4. What would your favourite piece of land be like without these rules?

5. Make a copy of the Background note 3a - Rules for park visitors. Compare these rules to your rules.

  1. Students make dot points about why they think each (or one) rule is necessary. You may need to do some research on the web or in the library.
  2. Predict the effects of people not following the rule.
  3. List any reasons you may have for disagreeing with the rule.
  4. Present your findings to the class.

6. Choose one of our national park rules for visitors. Design a poster or a sign to explain that rule to visitors. Class groups should choose different rules. You may wish to use symbols.

Changing our behaviour

volunteer on a coastline reserve

7. Think/pair share: Imagine you are enjoying watching a video and someone wants to watch something different on the tv. Brainstorm a list of possible outcomes and the sorts of conversations that would lead to those different outcomes.

8. Discuss how you like your parents to tell you to do something differently.

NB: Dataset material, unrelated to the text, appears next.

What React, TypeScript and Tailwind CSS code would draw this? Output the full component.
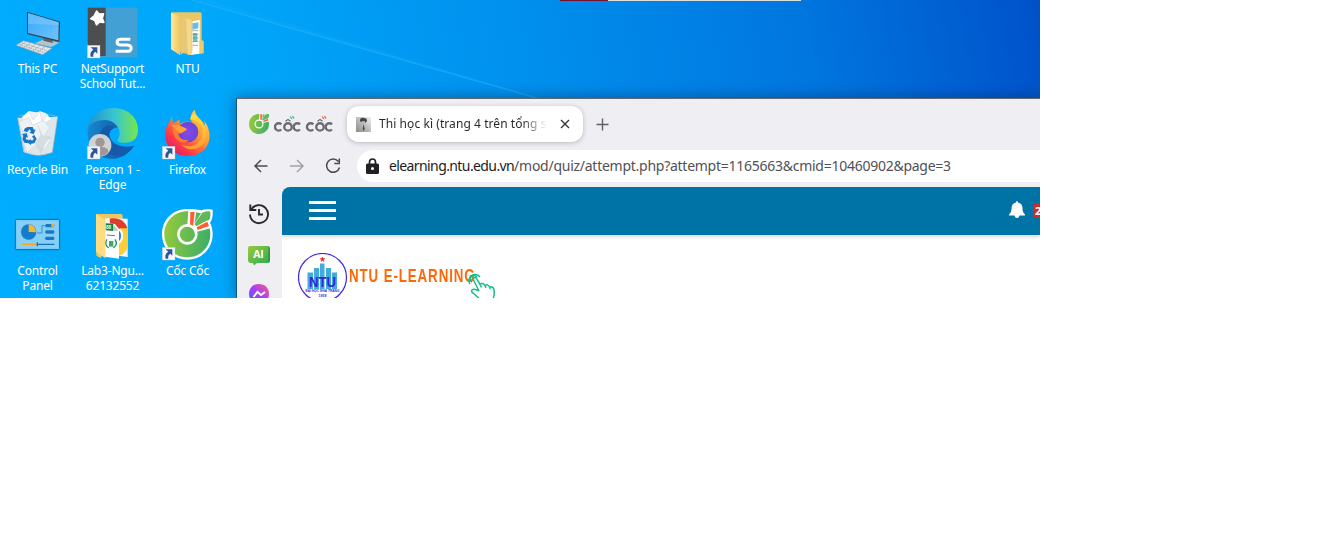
import type { ReactNode } from "react";

function Shortcut({ x, y }: { x: number; y: number }) {
  return (
    <g transform={`translate(${x} ${y})`}>
      <rect width="38" height="38" fill="#f4f6f8" stroke="#b9c4cf" strokeWidth="1" />
      <path d="M10 6h20v19l-6-6c-6 4-7 8-6 15h-8c-3-10 1-17 8-21z" fill="#2c559c" />
    </g>
  );
}

function PcIcon() {
  return (
    <svg className="h-[61px] w-[75px]" viewBox="0 0 225 183">
      <defs>
        <linearGradient id="screen" x1="0" x2="1" y1="0" y2="1">
          <stop offset="0" stopColor="#35a8f8" />
          <stop offset="1" stopColor="#71c3ff" />
        </linearGradient>
      </defs>
      <path d="M104 130l28-12 46 10-24 13z" fill="#b9c2c8" />
      <path d="M130 112l28 7v10l-28-7z" fill="#59646c" />
      <path d="M81 35l99 30-2 61-97-24z" fill="#38454f" />
      <path d="M84 39l92 28-1 54-91-22z" fill="url(#screen)" />
      <path d="M84 39l92 28v8L84 72z" fill="#8bd0ff" opacity=".45" />
      <path d="M70 122l86 23-28 19-80-28z" fill="#dfe4e7" stroke="#909ca5" strokeWidth="2" />
      <path d="M65 129l75 23M58 134l75 24M78 125l-20 13M92 129l-21 14M106 133l-21 15M120 137l-21 15M134 141l-22 16" stroke="#8d989f" strokeWidth="2" strokeDasharray="5 2" />
    </svg>
  );
}

function NetSupportIcon() {
  return (
    <svg className="h-[61px] w-[75px]" viewBox="225 0 225 183">
      <rect x="263" y="23" width="149" height="149" fill="#43a0d5" />
      <rect x="263" y="23" width="54" height="145" fill="#4c4e50" />
      <path d="M290 34l7 9 13-1-4 13 5 12-12-2-9 9-5-13-12-5 10-8z" fill="#fff" stroke="#fff" strokeWidth="6" strokeLinejoin="round" />
      <path d="M391 118h-27c-17 0-17 17 0 17h16c18 0 18 19 0 19h-33" fill="none" stroke="#fff" strokeWidth="9" />
      <Shortcut x={262} y={136} />
    </svg>
  );
}

function FolderIcon() {
  return (
    <svg className="h-[61px] w-[75px]" viewBox="450 0 225 183">
      <defs>
        <linearGradient id="folder">
          <stop offset="0" stopColor="#ffe69b" />
          <stop offset="1" stopColor="#edc95f" />
        </linearGradient>
      </defs>
      <path d="M514 37h87q4 0 4 5v78l6 4v36h-50l-47-10z" fill="#e9c765" />
      <path d="M572 66l27-7v102l-27 4z" fill="#fff" />
      <path d="M577 70l18-3v18l-18 4z" fill="#67bce8" />
      <path d="M577 92h18M577 103h18M577 114h18M577 125h18M577 136h17" stroke="#70808c" strokeWidth="2" />
      <path d="M579 99h13v26h-13z" fill="#2fa5a6" opacity=".7" />
      <path d="M598 122h12v38l-12 2z" fill="#f0cc69" />
      <path d="M514 39l58 15q5 1 5 7v90q0 8-6 14l-30-8z" fill="#e6c166" />
      <path d="M513 38l27 10v118l-22-15-5-6z" fill="url(#folder)" />
      <path d="M542 49l21 6v96l-21 13z" fill="#e9c875" />
      <path d="M559 54l16 6v102l-12 3z" fill="#f5d987" />
    </svg>
  );
}

function BinIcon() {
  return (
    <svg className="h-[61px] w-[75px]" viewBox="0 9 225 183">
      <path d="M53 60l120-4-16 107q-40 18-86 0z" fill="#dfe6ea" />
      <path d="M53 60l20 103 40 10 44-9 16-108-17-5-96 1z" fill="none" stroke="#a8b4bc" strokeWidth="2" />
      <path d="M65 58l21-18 19 6 15-6 18 6 15 17-31 17-39 2z" fill="#fff" />
      <path d="M85 39l15 27 20-25 6 28 18-20M60 70l27-12 11 24 32-15 19 22-14 21 19 14-20 31-27-14-25 22-14-33 19-20-22-13-7-24z" fill="#eef2f4" stroke="#d0d8dd" strokeWidth="2" />
      <path d="M112 75l9 36-15 24 17 34 15-36 17-15-28-8z" fill="#c7d0d5" opacity=".6" />
      <path d="M75 91l8-4h15l4 9 5-2-6 15-13-5 5-4-4-6-8 9-10-5zM103 111l7 12-7 13-10 1v5l-11-10 10-10v5h7l2-5-5-7zM66 108l14-2 4 13-5-2-2 7 9 1v11l-13-2-6-11 3-10z" fill="#1976c6" />
    </svg>
  );
}

function EdgeIcon() {
  return (
    <svg className="h-[61px] w-[75px]" viewBox="225 9 225 183">
      <defs>
        <linearGradient id="edgeTop">
          <stop offset="0" stopColor="#208fd1" />
          <stop offset=".55" stopColor="#39c6d0" />
          <stop offset="1" stopColor="#76e848" />
        </linearGradient>
        <linearGradient id="edgeBase">
          <stop offset="0" stopColor="#1686d2" />
          <stop offset="1" stopColor="#164d98" />
        </linearGradient>
      </defs>
      <path d="M263 96q14-48 60-50c31 1 48 25 46 48-20-13-40-2-40 15 0 29 39 45 73 34-18 29-47 41-72 39-47-4-69-43-67-86z" fill="url(#edgeBase)" />
      <path d="M321 83c-31 12-30 63 0 82 28 17 58 7 82-22-31 9-70 3-76-26-2-12 4-23 16-27-5-7-13-9-22-7z" fill="#155aaa" />
      <path d="M262 96c5-37 36-66 77-66 44 0 75 27 75 66 0 28-18 39-42 38-20 0-23-7-16-15 11-20-9-53-42-53-25 0-46 12-52 30z" fill="url(#edgeTop)" />
      <circle cx="300" cy="142" r="34" fill="#d1d2d3" />
      <circle cx="300" cy="133" r="14" fill="#9f9795" />
      <path d="M276 162q3-15 17-15h15q17 1 17 15-9 12-25 12-18 0-24-12z" fill="#9f9795" />
      <Shortcut x={262} y={145} />
    </svg>
  );
}

function FirefoxIcon() {
  return (
    <svg className="h-[61px] w-[75px]" viewBox="450 9 225 183">
      <defs>
        <linearGradient id="fire" x1="1" y1="0" x2=".15" y2="1">
          <stop offset="0" stopColor="#fff44f" />
          <stop offset=".45" stopColor="#ff9633" />
          <stop offset=".75" stopColor="#ff3b45" />
          <stop offset="1" stopColor="#d51572" />
        </linearGradient>
        <linearGradient id="flame" x1=".5" y1="0" x2=".5" y2="1">
          <stop offset="0" stopColor="#ffe23e" />
          <stop offset="1" stopColor="#ff9a33" />
        </linearGradient>
        <radialGradient id="globe">
          <stop offset="0" stopColor="#8b45ea" />
          <stop offset="1" stopColor="#6548d9" />
        </radialGradient>
      </defs>
      <path d="M518 56c-3 7-1 14 4 19l17-11v15c14-10 28-11 37-4-7-20-2-31 8-40 2 22 25 29 30 49 1-7 0-14-3-18 17 20 22 49 14 69-10 26-34 39-63 39-41 0-67-29-66-65 0-20 8-31 14-37 0-7 3-12 8-16z" fill="url(#fire)" />
      <path d="M570 64c35 6 48 31 35 55-11 24-39 33-62 19 22 30 76 15 76-26 0-22-8-34-15-43l-20-20c-9 3-13 7-14 15z" fill="url(#flame)" />
      <circle cx="564" cy="102" r="31" fill="url(#globe)" />
      <path d="M524 82l13 7q19-2 24 6l-16 10-11 4c5 13 16 20 33 16-15 16-38 8-44-13-7-14-6-27 1-30z" fill="#ff7930" />
      <path d="M515 82c16-4 32 2 46 12l-15 10c-13 0-20-9-31-22z" fill="#ffa038" />
      <Shortcut x={487} y={145} />
    </svg>
  );
}

function ControlIcon() {
  return (
    <svg className="h-[61px] w-[75px]" viewBox="0 12 225 183">
      <rect x="46" y="64" width="133" height="91" rx="3" fill="#72c6ef" stroke="#166794" strokeWidth="3" />
      <rect x="50" y="68" width="125" height="83" fill="#86d0f8" />
      <circle cx="86" cy="102" r="23" fill="#147ccc" />
      <path d="M86 102V79a23 23 0 0 1 22 24z" fill="#f9b72c" />
      <path d="M111 105h15V83h13M137 102h8M134 121h11" fill="none" stroke="#1977ae" strokeWidth="2" />
      <g fill="#1678c6">
        <rect x="136" y="78" width="27" height="10" rx="4" />
        <rect x="136" y="97" width="27" height="10" rx="4" />
        <rect x="136" y="116" width="27" height="10" rx="4" />
      </g>
      <path d="M154 78h8v9h-8z" fill="#f4a92b" />
      <path d="M65 139h47" stroke="#f6a51b" strokeWidth="4" />
      <path d="M112 139h51M112 133v12" stroke="#1671bd" strokeWidth="4" />
    </svg>
  );
}

function LabIcon() {
  return (
    <svg className="h-[61px] w-[75px]" viewBox="225 12 225 183">
      <path d="M289 48h74q5 0 5 6v19l-66 107-13-7z" fill="#edc75f" />
      <path d="M315 61l68 1v115l-62-8z" fill="#f1f5f5" />
      <path d="M329 62c31-5 53 11 55 40l-52 1z" fill="#de3c2d" />
      <path d="M360 91h24v55c-4 14-14 23-30 29l-9-20z" fill="#ffce36" />
      <path d="M352 91c14 1 20 14 17 27-1 12-8 20-18 20z" fill="#fff" />
      <path d="M353 97q10 2 10 17t-11 17z" fill="#2683dc" />
      <path d="M315 74l30 4 12 16v88l-42-6z" fill="#fff" />
      <path d="M317 76l23 1v22l-23-2z" fill="#14823d" />
      <text x="318" y="94" fontSize="14" fontWeight="700" fontFamily="Liberation Sans, sans-serif" fill="#fff">88</text>
      <path d="M341 80v18h14z" fill="#b9c6c1" />
      <path d="M321 124q-10 15 5 26M345 124q10 15-5 26" fill="none" stroke="#17985a" strokeWidth="4" />
      <path d="M327 129h13v17h-13z" fill="#3da873" />
      <path d="M320 111l25 2" stroke="#777" strokeWidth="3" />
      <path d="M288 48l28 18v115l-28-20z" fill="#ffdc82" />
    </svg>
  );
}

function Leaf({ outlined = false }: { outlined?: boolean }) {
  return (
    <g>
      {outlined && (
        <path d="M562 33c-44 0-76 33-76 76s33 76 76 76 76-33 76-76c0-14-3-25-8-35 8-10 9-24 8-39-12-2-24-2-34 2-12-3-26-4-42-4z" fill="#fff" />
      )}
      <path d="M562 40c-39 0-69 30-69 69s30 69 69 69 69-30 69-69c0-13-3-25-9-35 8-9 10-20 9-32-10-1-20 0-29 4-12-4-25-6-40-6z" fill="url(#leafFill)" />
      <path d="M565 38h24l-5 38 24-38 10 5-24 36 32-13 6 25-44 11-26-22z" fill="#fff" />
      <path d="M583 79l24-35q10-5 23-4 0 17-9 27l-31 18z" fill="#65b85a" />
      <path d="M571 42h13l-5 46-9-2zM590 88l32-17 5 13-34 12z" fill="#ff5b35" />
      <circle cx="562" cy="109" r="27" fill="url(#leafFill)" stroke="#fff" strokeWidth="8" />
    </g>
  );
}

function CocIcon() {
  return (
    <svg className="h-[61px] w-[75px]" viewBox="450 12 225 183">
      <defs>
        <linearGradient id="leafFill" gradientUnits="userSpaceOnUse" x1="493" y1="100" x2="631" y2="120">
          <stop stopColor="#95c93b" />
          <stop offset="1" stopColor="#3cae68" />
        </linearGradient>
      </defs>
      <Leaf outlined />
      <Shortcut x={487} y={148} />
    </svg>
  );
}

const desktopItems: { icon: ReactNode; lines: string[] }[] = [
  { icon: <PcIcon />, lines: ["This PC"] },
  { icon: <NetSupportIcon />, lines: ["NetSupport", "School Tut..."] },
  { icon: <FolderIcon />, lines: ["NTU"] },
  { icon: <BinIcon />, lines: ["Recycle Bin"] },
  { icon: <EdgeIcon />, lines: ["Person 1 -", "Edge"] },
  { icon: <FirefoxIcon />, lines: ["Firefox"] },
  { icon: <ControlIcon />, lines: ["Control", "Panel"] },
  { icon: <LabIcon />, lines: ["Lab3-Ngu...", "62132552"] },
  { icon: <CocIcon />, lines: ["Cốc Cốc"] },
];

function TabStrip() {
  return (
    <div className="flex h-[51px] shrink-0 items-start pl-[12px]">
      <svg className="mt-[15px] h-[20px] w-[20px] shrink-0" viewBox="493 40 138 138">
        <Leaf />
      </svg>
      <svg className="mt-[12px] ml-[5px] h-[24px] w-[62px] shrink-0" viewBox="0 0 62 24">
        <g fill="none" stroke="#6b6d72" strokeWidth="2.400">
          <path d="M7.300 13.300a3.700 3.700 0 1 0 0 5.200M26 13.300a3.700 3.700 0 1 0 0 5.200M39.300 13.300a3.700 3.700 0 1 0 0 5.200M58 13.300a3.700 3.700 0 1 0 0 5.200" />
          <circle cx="14" cy="15.900" r="3.700" />
          <circle cx="46" cy="15.900" r="3.700" />
          <path d="M11.500 10.300l2.500-1.800 2.500 1.800M43.500 10.300l2.500-1.800 2.500 1.800" strokeWidth="1.200" />
        </g>
        <path d="M16 5.500l2 2.500M18.500 5l1.500 2.500" stroke="#36b572" strokeWidth="1.200" />
        <path d="M48 5.500l2 2.500M50.500 5l1.500 2.500" stroke="#ed593d" strokeWidth="1.200" />
      </svg>
      <div className="mt-[7px] ml-[11px] flex h-[36px] w-[236px] shrink-0 items-center rounded-[12px] bg-white pl-[9px] shadow-[0_1px_5px_rgba(60,60,80,0.3)]">
        <svg className="h-[15px] w-[15px] shrink-0" viewBox="0 0 15 15">
          <defs>
            <linearGradient id="portrait" x1="1" x2="0" y1="0" y2="1">
              <stop stopColor="#f2f2f2" />
              <stop offset="1" stopColor="#888" />
            </linearGradient>
          </defs>
          <path d="M0 0h15v15H0z" fill="url(#portrait)" />
          <path d="M4 4q0-4 4-3 3 0 3 3L9 6 8 4 5 5z" fill="#444" />
          <path d="M6 4.500l2.500-.5.5 2-1.500 2H6z" fill="#bbb" />
          <path d="M7.500 7l1.200 5-1 2-.9-2z" fill="#444" />
        </svg>
        <div className="ml-[8px] w-[168px] overflow-hidden bg-linear-to-r from-[#25262a] from-85% to-transparent bg-clip-text text-[12px] leading-[20px] tracking-[0.07px] whitespace-nowrap text-transparent">
          Thi học kì (trang 4 trên tổng s
        </div>
        <svg className="ml-[13px] h-[10px] w-[10px]" viewBox="0 0 10 10">
          <path d="M1 1l8 8M9 1L1 9" stroke="#303136" strokeWidth="1.300" />
        </svg>
      </div>
      <svg className="mt-[19px] ml-[13px] h-[13px] w-[13px]" viewBox="0 0 13 13">
        <path d="M6.500 .5v12M.5 6.500h12" stroke="#606166" strokeWidth="1.400" />
      </svg>
    </div>
  );
}

function AddressBar() {
  return (
    <div className="flex h-[32px] shrink-0 items-center">
      <svg className="h-[32px] w-[120px] shrink-0" viewBox="0 0 120 32" fill="none" strokeWidth="1.500">
        <path d="M30.500 16H18.500M24 10l-6 6 6 6" stroke="#4b4c50" />
        <path d="M53 16h12M60 10l6 6-6 6" stroke="#a3a4a9" />
        <path d="M101.300 11.500a6.600 6.600 0 1 0 1.200 6M102.300 8.500v5h-5" stroke="#4b4c50" />
      </svg>
      <div className="flex h-[32px] flex-1 items-center rounded-l-[16px] bg-white pl-[9px]">
        <svg className="h-[17px] w-[13px] shrink-0" viewBox="0 0 13 17">
          <path d="M3.500 6.500V4a3 3 0 0 1 6 0v2.500" fill="none" stroke="#202124" strokeWidth="1.700" />
          <rect y="5.500" width="13" height="10.500" rx="1.500" fill="#202124" />
          <circle cx="6.500" cy="10.500" r="1.500" fill="#fff" />
        </svg>
        <div className="ml-[10px] text-[14px] leading-[20px] tracking-[-0.26px] whitespace-nowrap text-[#505156]">
          <span className="tracking-[-0.6px] text-[#202124]">elearning.ntu.edu.vn</span>/mod/quiz/attempt.php?attempt=1165663&amp;cmid=10460902&amp;page=3
        </div>
      </div>
    </div>
  );
}

function SideRail() {
  return (
    <div className="w-[45px] shrink-0">
      <svg className="h-[115px] w-[45px]" viewBox="0 0 45 115">
        <defs>
          <linearGradient id="ai" x1="0" y1="0" x2="1" y2="1">
            <stop stopColor="#99ca3c" />
            <stop offset="1" stopColor="#28aa56" />
          </linearGradient>
          <linearGradient id="msg" x1="0" y1="1" x2="1" y2="0">
            <stop stopColor="#4b62ff" />
            <stop offset=".5" stopColor="#a340f5" />
            <stop offset="1" stopColor="#ff5b8a" />
          </linearGradient>
        </defs>
        <path d="M14 23A9 9 0 1 1 13 27.500M13.300 17.500v5.500h6M22 22v5.500h4" fill="none" stroke="#292a2e" strokeWidth="1.900" />
        <path d="M13 59h18q2 0 2 2v12q0 3-2 3H20l-3 2.500-1-2.500h-2q-3 0-3-3V61q0-2 2-2z" fill="url(#ai)" />
        <path d="M31.500 60q1.500 0 1.500 2v11q0 2-1.500 2z" fill="#227d4b" opacity=".7" />
        <text x="21.500" y="70.700" textAnchor="middle" fill="#fff" fontSize="10.500" fontWeight="700" fontFamily="Open Sans, sans-serif">AI</text>
        <path d="M22 97c6 0 10 4 10 10s-4 10-10 10-10-4-10-10 4-10 10-10z" fill="url(#msg)" />
        <path d="M16.500 110l4-5 3.500 3 4-3" fill="none" stroke="#fff" strokeWidth="2" />
      </svg>
    </div>
  );
}

function SchoolSeal() {
  return (
    <svg className="h-[50px] w-[50px] shrink-0" viewBox="0 0 50 50">
      <circle cx="24.500" cy="24.500" r="24" fill="#fff" stroke="#3a26e3" strokeWidth="1.200" />
      <path d="M9.500 19.500H15V36H9.500zM16 15h5v21h-5zM22 10.500h4.500V36H22zM28 15h5v21h-5zM34 19.500h5V36h-5z" fill="#43aade" />
      <path d="M24.500 4l.6 1.500 1.700.1-1.300 1.100.4 1.700-1.400-.9-1.400.9.4-1.700-1.300-1.100 1.700-.1z" fill="#ef2929" stroke="#ef2929" strokeWidth=".6" />
      <text x="24.500" y="34" textAnchor="middle" textLength="27" lengthAdjust="spacingAndGlyphs" fontFamily="Liberation Sans, sans-serif" fontSize="14.500" fontWeight="700" fill="#3425db">NTU</text>
      <text x="24.500" y="39.300" textAnchor="middle" textLength="34" lengthAdjust="spacingAndGlyphs" fontFamily="Liberation Sans, sans-serif" fontSize="3.800" fontWeight="700" fill="#3a26e3">ĐẠI HỌC NHA TRANG</text>
      <text x="24.500" y="43.500" textAnchor="middle" fontFamily="Liberation Sans, sans-serif" fontSize="3.500" fontWeight="700" fill="#3a26e3">1959</text>
    </svg>
  );
}

function Page() {
  return (
    <div className="min-w-0 flex-1 overflow-hidden rounded-tl-[8px] bg-white">
      <div className="flex h-[48px] items-start bg-[#0073a6] shadow-[0_2px_4px_rgba(0,0,0,0.16)]">
        <svg className="mt-[14px] ml-[27px] h-[19px] w-[27px]" viewBox="0 0 27 19">
          <path d="M0 1.500h27M0 9.500h27M0 17.500h27" stroke="#fff" strokeWidth="3" />
        </svg>
        <svg className="mt-[14px] ml-auto h-[17px] w-[16px]" viewBox="0 0 16 17">
          <path d="M8 0q1 0 1 1.500c3 .5 4.500 2.500 4.500 6 0 3 .8 4.500 2.500 6v1H0v-1c1.700-1.500 2.500-3 2.500-6 0-3.500 1.500-5.500 4.500-6Q7 0 8 0zM5.500 14.500h5Q10 17 8 17t-2.500-2.500z" fill="#fff" />
        </svg>
        <div className="mt-[16px] ml-[8px] h-[15px] w-[7px] overflow-hidden rounded-l-[2px] bg-[#cf2d24] pl-[2px] text-[11px] leading-[15px] font-bold text-white">
          2
        </div>
      </div>
      <div className="flex pt-[18px] pl-[16px]">
        <SchoolSeal />
        <div className="mt-[11px] ml-[1px] w-[126px] shrink-0">
          <div className="w-max origin-left scale-x-[0.7] text-[19px] leading-[24px] font-bold tracking-[1.3px] whitespace-nowrap text-[#ff6809] [font-family:'Liberation_Sans',sans-serif]">
            NTU E-LEARNING
          </div>
        </div>
        <svg className="relative mt-[18px] -ml-[9px] h-[30px] w-[30px] shrink-0" viewBox="0 0 30 30" fill="none" stroke="#18bd89" strokeWidth="1.500">
          <path d="M4 13a6 6 0 1 1 10-7" />
          <path d="M6 11a3.500 3.500 0 1 1 5-4.500" />
          <path d="M13 20L7.500 9q-.5-2.500 1.500-2.500 1 0 1.700 1.500l3.300 5.500q3-2.500 5 1 3-2 4.500 1.500 3.500-1 4.500 2.500 1 6-2 12M13 20q-5-3-7-1-1 2 1 3l9 8M14 13.500l1.500 3M19 14.500l1 2.500M23.500 16l.8 2" />
        </svg>
      </div>
    </div>
  );
}

export default function App() {
  return (
    <div className="h-[548px] w-[1338px] overflow-hidden bg-white [font-family:'Noto_Sans','Open_Sans',sans-serif]">
      <div className="relative h-[298px] w-[1040px] overflow-hidden bg-[linear-gradient(80deg,#00adff_0%,#00a6fa_26%,#009af3_40%,#008eec_54%,#0076df_78%,#0055cc_98%,#0050c6_100%)]">
        <svg className="absolute top-0 left-0 h-[100px] w-[1040px]" viewBox="0 0 1040 100">
          <path d="M190 0h20L540 98h-6z" fill="#38bdff" opacity=".1" />
          <path d="M192 0l345 98" stroke="#25b7ff" strokeWidth="1.500" opacity=".45" />
        </svg>
        <div className="absolute top-0 left-[560px] flex h-px w-[241px] bg-[#dededa]">
          <div className="w-[48px] bg-[#75112f]" />
        </div>
        <div className="grid w-[225px] auto-rows-[101px] grid-cols-3">
          {desktopItems.map(({ icon, lines }) => (
            <div key={lines[0]} className="flex flex-col items-center">
              {icon}
              {lines.map((line) => (
                <div key={line} className="h-[15px] text-[12px] leading-[15px] tracking-[-0.2px] whitespace-nowrap text-white">
                  {line}
                </div>
              ))}
            </div>
          ))}
        </div>
        <div className="absolute top-[98px] left-[236px] flex h-[200px] w-[804px] flex-col border-t border-l border-t-[#626772] border-l-[#145777] bg-[#efeef3] shadow-[0_0_14px_rgba(0,36,68,0.48)]">
          <TabStrip />
          <AddressBar />
          <div className="mt-[5px] flex min-h-0 flex-1">
            <SideRail />
            <Page />
          </div>
        </div>
      </div>
    </div>
  );
}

  1. What approaches do you respond well to? What approaches annoy you? How can you avoid confrontation?
  2. In pairs role-play the model parent asking a child to clean up their bedroom.
  3. Role-play the model child asking their parent for a ride somewhere when you know they are busy.

9. In pairs, role-play a ranger and someone walking their dog in a national park. Choose and play the same person for a and b.

Role-Play

    The ranger begins by telling the dog owner exactly and clearly what the rules are and what the dog owner must do. (3 mins)
  1. Start with the ranger being friendly, polite and nice to your dog. Assume the owner didn’t realise that dogs were not allowed, and wants to do the right thing. The ranger will explain clearly all the reasons why it is not a good idea. The ranger may also suggest another place nearby where the person can go instead. (3 mins)
  2. Discuss which method you think was most effective. How did you feel about being the ranger in each case? How did it feel being the person with the dog?
  3. Swap roles so the person with the dog becomes the ranger and repeat role-plays a and b.

10. Role play a scenario where animals are being harmed (e.g. fishing using frogs as bait).